L’organisation de la police nationale repose sur des circonscriptions qui doivent être en mesure d’assurer la totalité de leurs missions de manière autonome. Ce schéma, qui nécessite un socle incompressible d’effectifs, est adapté aux territoires urbains densément peuplés. Inversement, la gendarmerie s’appuie sur de multiples unités fonctionnant selon un principe de subsidiarité, qui lui permet de faire évoluer son organisation sur un territoire plus étendu. Pourtant, plus d’une circonscription de police sur dix couvre une population inférieure à 20 000 habitants, quand les deux-tiers des communes intégrées à des métropoles sont en zone gendarmerie. La Cour recommande de transférer les petites circonscriptions de police à la gendarmerie, de transférer à la gendarmerie nationale l’ensemble des communes des départements ruraux et faiblement peuplés, chefs-lieux inclus et, parallèlement, de confier à la police les communes des métropoles qui présentent des enjeux de délinquance continus avec ceux de la ville-centre.
Par ailleurs, la réglementation actuelle prévoit des exceptions, parfois inutilement complexes, à la stricte séparation entre zone police et zone gendarmerie (cas communes nouvelles sous compétence mixte police-gendarmerie) mais ne permet pas de régler les besoins opérationnels de certains territoires (Camargue, plateau du Larzac par exemple).

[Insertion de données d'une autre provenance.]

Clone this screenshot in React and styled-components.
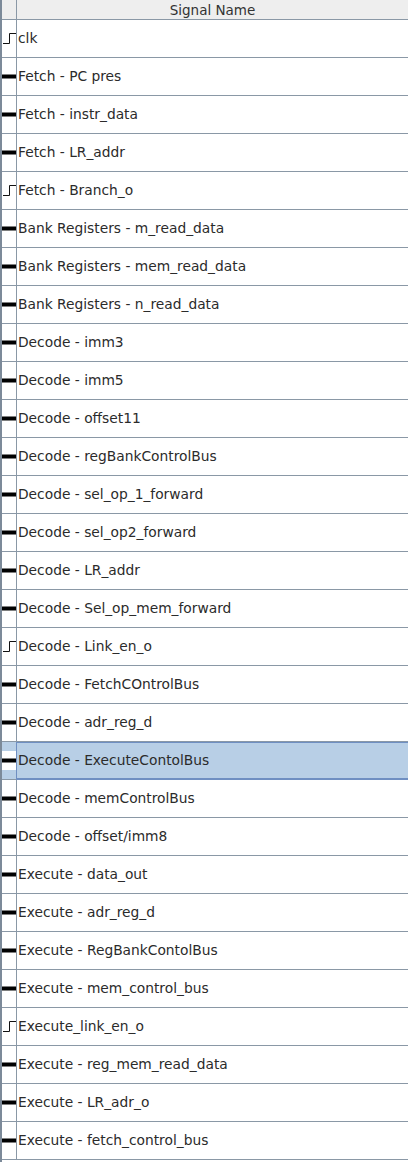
import React from 'react'
import styled, { createGlobalStyle } from 'styled-components'

const GlobalStyle = createGlobalStyle`
  html, body {
    margin: 0;
    padding: 0;
    background: #ffffff;
  }
  body {
    font-family: 'DejaVu Sans', 'Liberation Sans', sans-serif;
  }
`

const signals = [
  { name: 'clk', kind: 'bit' },
  { name: 'Fetch - PC pres', kind: 'bus' },
  { name: 'Fetch - instr_data', kind: 'bus' },
  { name: 'Fetch - LR_addr', kind: 'bus' },
  { name: 'Fetch - Branch_o', kind: 'bit' },
  { name: 'Bank Registers - m_read_data', kind: 'bus' },
  { name: 'Bank Registers - mem_read_data', kind: 'bus' },
  { name: 'Bank Registers - n_read_data', kind: 'bus' },
  { name: 'Decode - imm3', kind: 'bus' },
  { name: 'Decode - imm5', kind: 'bus' },
  { name: 'Decode - offset11', kind: 'bus' },
  { name: 'Decode - regBankControlBus', kind: 'bus' },
  { name: 'Decode - sel_op_1_forward', kind: 'bus' },
  { name: 'Decode - sel_op2_forward', kind: 'bus' },
  { name: 'Decode - LR_addr', kind: 'bus' },
  { name: 'Decode - Sel_op_mem_forward', kind: 'bus' },
  { name: 'Decode - Link_en_o', kind: 'bit' },
  { name: 'Decode - FetchCOntrolBus', kind: 'bus' },
  { name: 'Decode - adr_reg_d', kind: 'bus' },
  { name: 'Decode - ExecuteContolBus', kind: 'bus', selected: true },
  { name: 'Decode - memControlBus', kind: 'bus' },
  { name: 'Decode - offset/imm8', kind: 'bus' },
  { name: 'Execute - data_out', kind: 'bus' },
  { name: 'Execute - adr_reg_d', kind: 'bus' },
  { name: 'Execute - RegBankContolBus', kind: 'bus' },
  { name: 'Execute - mem_control_bus', kind: 'bus' },
  { name: 'Execute_link_en_o', kind: 'bit' },
  { name: 'Execute - reg_mem_read_data', kind: 'bus' },
  { name: 'Execute - LR_adr_o', kind: 'bus' },
  { name: 'Execute - fetch_control_bus', kind: 'bus' },
]

const Panel = styled.div`
  width: 408px;
  height: 1162px;
  border-left: 2px solid #7c8a99;
  box-sizing: border-box;
  overflow: hidden;
  background: #ffffff;
`

const HeaderRow = styled.div`
  display: grid;
  grid-template-columns: 14px 1fr;
  height: 19px;
  background: #eeeeee;
  border-bottom: 1px solid #8a98a6;
`

const HeaderCell = styled.div`
  border-left: ${(p) => (p.$first ? 'none' : '1px solid #8a98a6')};
  display: flex;
  align-items: center;
  justify-content: center;
  font-size: 13.5px;
  color: #333333;
`

const Row = styled.div`
  display: grid;
  grid-template-columns: 14px 1fr;
  height: 37px;
  border-bottom: 1px solid #8a98a6;
  background: ${(p) => (p.$selected ? '#b8cfe6' : '#ffffff')};
`

const IconCell = styled.div`
  display: flex;
  align-items: center;
  justify-content: center;
`

const NameCell = styled.div`
  display: flex;
  align-items: center;
  padding: 0 0 1px 1px;
  font-size: 13.8px;
  color: #2b2b2b;
  white-space: nowrap;
  border-left: 1px solid ${(p) => (p.$selected ? '#6f8fc2' : '#8a98a6')};
  box-shadow: ${(p) =>
    p.$selected ? 'inset 0 1px 0 #6f8fc2, inset 0 -1px 0 #6f8fc2' : 'none'};
  margin-bottom: ${(p) => (p.$selected ? '-1px' : '0')};
  ${(p) => (p.$selected ? 'border-bottom: 1px solid #6f8fc2;' : '')}
`

const SignalIcon = ({ kind, selected }) => {
  if (kind === 'bit') {
    return (
      <svg width="14" height="37" viewBox="0 0 14 37">
        <path d="M1 23.5 H7.5 V13.5 H14" fill="none" stroke="#111" strokeWidth="1" />
      </svg>
    )
  }
  return (
    <svg width="14" height="37" viewBox="0 0 14 37">
      {selected && <rect x="0" y="9" width="14" height="19" fill="#ffffff" />}
      <rect x="0" y="16.5" width="14" height="4" fill="#000" />
    </svg>
  )
}

export default function App() {
  return (
    <>
      <GlobalStyle />
      <Panel>
        <HeaderRow>
          <HeaderCell $first />
          <HeaderCell>Signal Name</HeaderCell>
        </HeaderRow>
        {signals.map((s) => (
          <Row key={s.name} $selected={s.selected}>
            <IconCell>
              <SignalIcon kind={s.kind} selected={s.selected} />
            </IconCell>
            <NameCell $selected={s.selected}>{s.name}</NameCell>
          </Row>
        ))}
      </Panel>
    </>
  )
}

La Cour recommande une modification de la réglementation pour remédier à ces situations.
Une conduite des transferts à revoir pour dépasser les rigidités de gestion
Faute d’objectifs opérationnels précis ou d’indicateurs fiables avant 2016, le bilan opérationnel des précédents transferts est complexe à établir. Il a fait l’objet de rapports ad hoc qui ont toujours conclu à leur effet positif sans pouvoir l’appuyer sur des éléments chiffrés. Ces transferts ont pu entraîner des surcoûts liés aux opérations immobilières et à une gestion peu rigoureuse des mutations qui a conduit à des sureffectifs dans des zones sans enjeux de délinquance.

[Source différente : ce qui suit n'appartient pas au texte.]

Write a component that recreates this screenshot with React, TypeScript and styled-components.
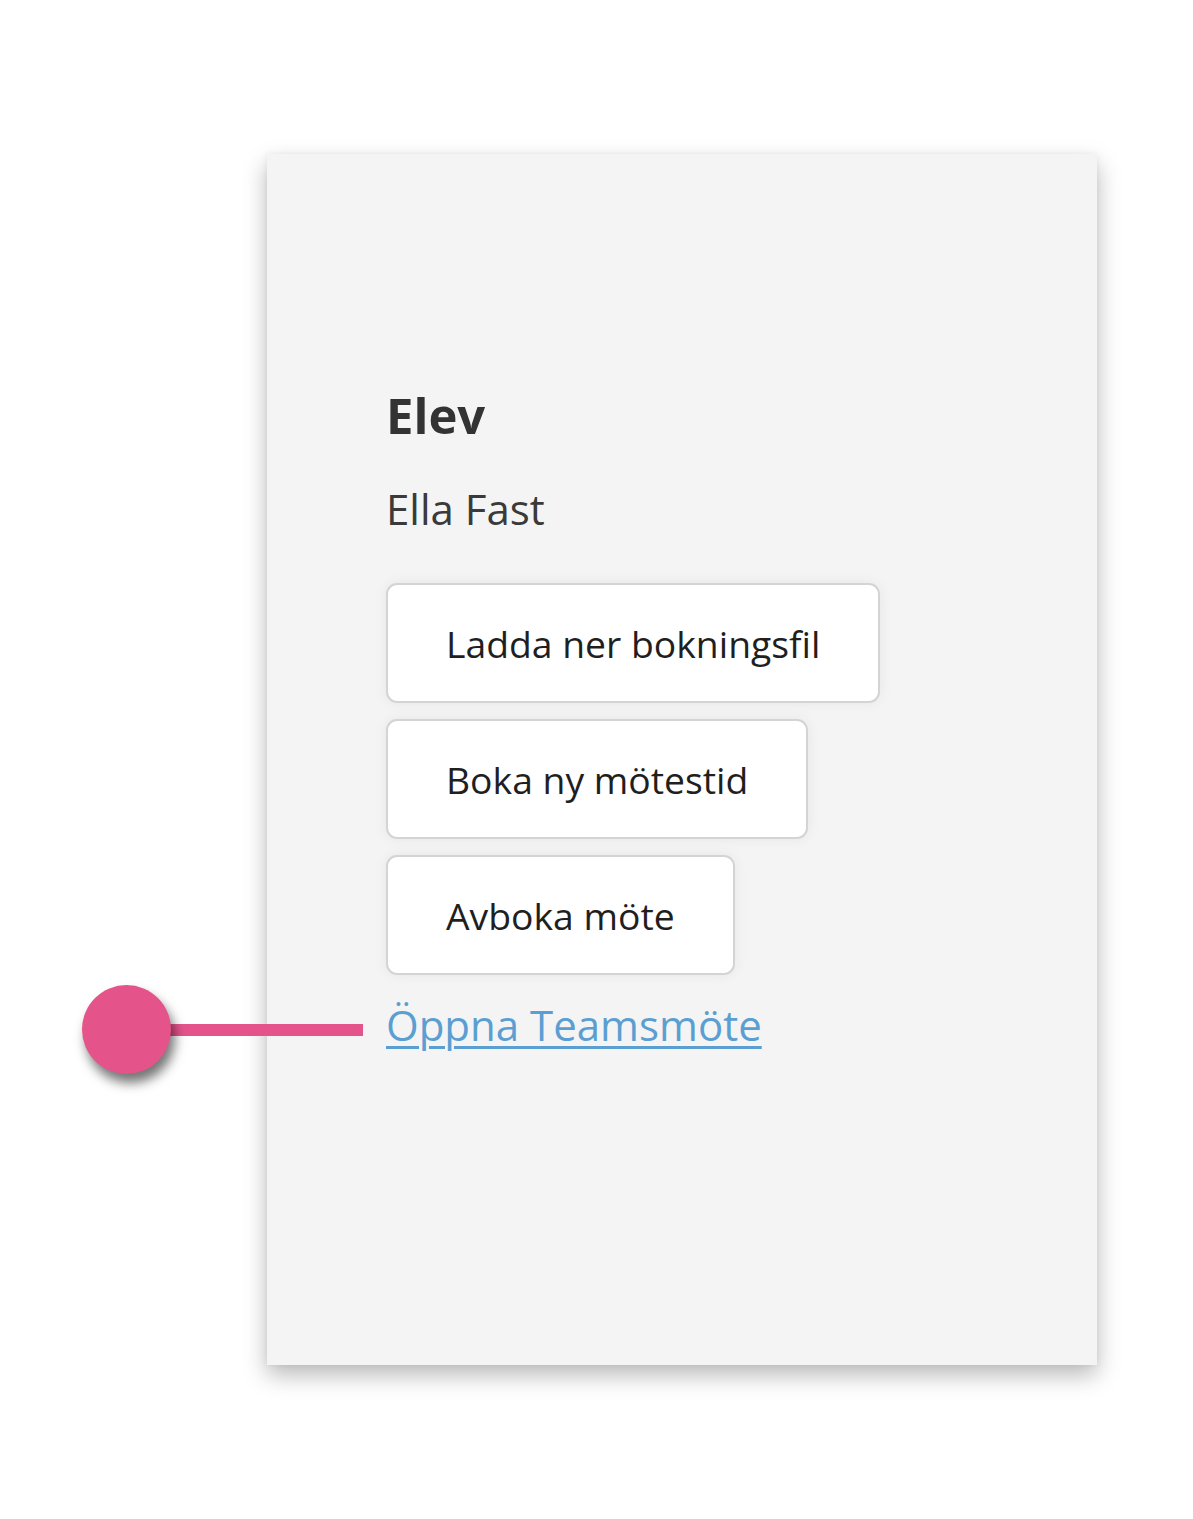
import React from 'react';
import styled, { createGlobalStyle } from 'styled-components';

const GlobalStyle = createGlobalStyle`
  html, body {
    margin: 0;
    padding: 0;
    background: #ffffff;
  }
  body {
    font-family: 'Open Sans', 'Noto Sans', sans-serif;
    color: #333333;
  }
`;

const Page = styled.div`
  position: relative;
  width: 1193px;
  height: 1519px;
  overflow: hidden;
`;

const Card = styled.section`
  margin: 154px 0 0 267px;
  width: 830px;
  height: 1211px;
  box-sizing: border-box;
  padding: 237px 0 0 119px;
  background: #f4f4f4;
  box-shadow: 0 10px 22px rgba(0, 0, 0, 0.28), 0 0 6px rgba(0, 0, 0, 0.05);
  display: flex;
  flex-direction: column;
  align-items: flex-start;
`;

const Title = styled.h2`
  margin: 0;
  font-size: 49px;
  line-height: 48px;
  font-weight: 700;
  color: #333333;
`;

const Name = styled.p`
  margin: 50px 0 0;
  font-size: 42px;
  line-height: 40px;
  color: #3a3a3a;
`;

const Actions = styled.div`
  margin-top: 54px;
  display: flex;
  flex-direction: column;
  align-items: flex-start;
  gap: 16px;
`;

const ActionButton = styled.button`
  height: 120px;
  box-sizing: border-box;
  padding: 0 58px;
  background: #ffffff;
  border: 2px solid #d4d4d4;
  border-radius: 11px;
  box-shadow: 0 0 14px rgba(0, 0, 0, 0.06);
  font-family: 'Open Sans', 'Noto Sans', sans-serif;
  font-size: 37.3px;
  color: #1f1f1f;
  cursor: pointer;
`;

const TeamsLink = styled.a`
  margin-top: 30px;
  font-size: 42px;
  line-height: 40px;
  color: #5b9fd2;
  text-decoration: underline;
  text-decoration-thickness: 3px;
  text-underline-offset: 5px;
  cursor: pointer;
`;

/* annotation marker pointing at the link */
const Marker = styled.div`
  position: absolute;
  left: 82px;
  top: 985px;
  display: flex;
  align-items: center;
`;

const Dot = styled.div`
  width: 89px;
  height: 89px;
  border-radius: 50%;
  background: #e4548b;
  box-shadow: 4px 9px 12px rgba(0, 0, 0, 0.55);
  position: relative;
  z-index: 1;
`;

const Line = styled.div`
  width: 200px;
  height: 12px;
  margin-left: -8px;
  background: #e4548b;
`;

const App = () => {
  return (
    <Page>
      <GlobalStyle />
      <Card>
        <Title>Elev</Title>
        <Name>Ella Fast</Name>
        <Actions>
          <ActionButton>Ladda ner bokningsfil</ActionButton>
          <ActionButton>Boka ny mötestid</ActionButton>
          <ActionButton>Avboka möte</ActionButton>
        </Actions>
        <TeamsLink href="#">Öppna Teamsmöte</TeamsLink>
      </Card>
      <Marker>
        <Dot />
        <Line />
      </Marker>
    </Page>
  );
};

export default App;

La répartition territoriale de la police et de la gendarmerie traduit, au-delà des besoins opérationnels, des enjeux de ressources humaines et d'attractivité pour chacune des forces. Ces derniers pourraient être mieux conciliés avec le souhait des policiers et gendarmes. Ainsi, le dispositif de détachement existant entre les deux forces depuis 2011 a été insuffisamment mis à profit lors des précédents transferts, alors qu’il permet d’offrir une seconde carrière pour les agents tout en limitant les mouvements de personnel. La Cour recommande de renforcer cette passerelle.
Sortir de l’immobilisme pour répondre aux enjeux de sécurité publique des territoires
Les freins à une réécriture d’ampleur de la carte sont multiples. Ils tiennent notamment aux enjeux d’équilibre entre police et gendarmerie, à la sensibilité de ce sujet pour les organisations syndicales mais aussi, dans certains cas, aux réticences des élus locaux. Le ministère de l'intérieur, confronté à de nombreuses crises depuis une dizaine d'années, a privilégié la gestion de ces crises au détriment des ajustements nécessaires de la répartition de la police et la gendarmerie sur le territoire, malgré la tutelle unique des forces depuis 2009. De plus, certaines réformes internes récentes, comme la réorganisation de la police nationale et le plan « 200 brigades » de la gendarmerie, contribuent à figer la carte à certains endroits. La Cour recommande néanmoins de reprendre les modifications nécessaires de la carte police/gendarmerie, en privilégiant un ajustement continu plutôt que de grandes vagues complexes à décider, parfois coûteuses et aux effets non maîtrisés Enfin, la question de la répartition des zones police et gendarmerie doit être posée à l’aune de l’essor des polices municipales, particulièrement dans les métropoles, et de la place croissante qu’elles occupent dans le continuum local de sécurité.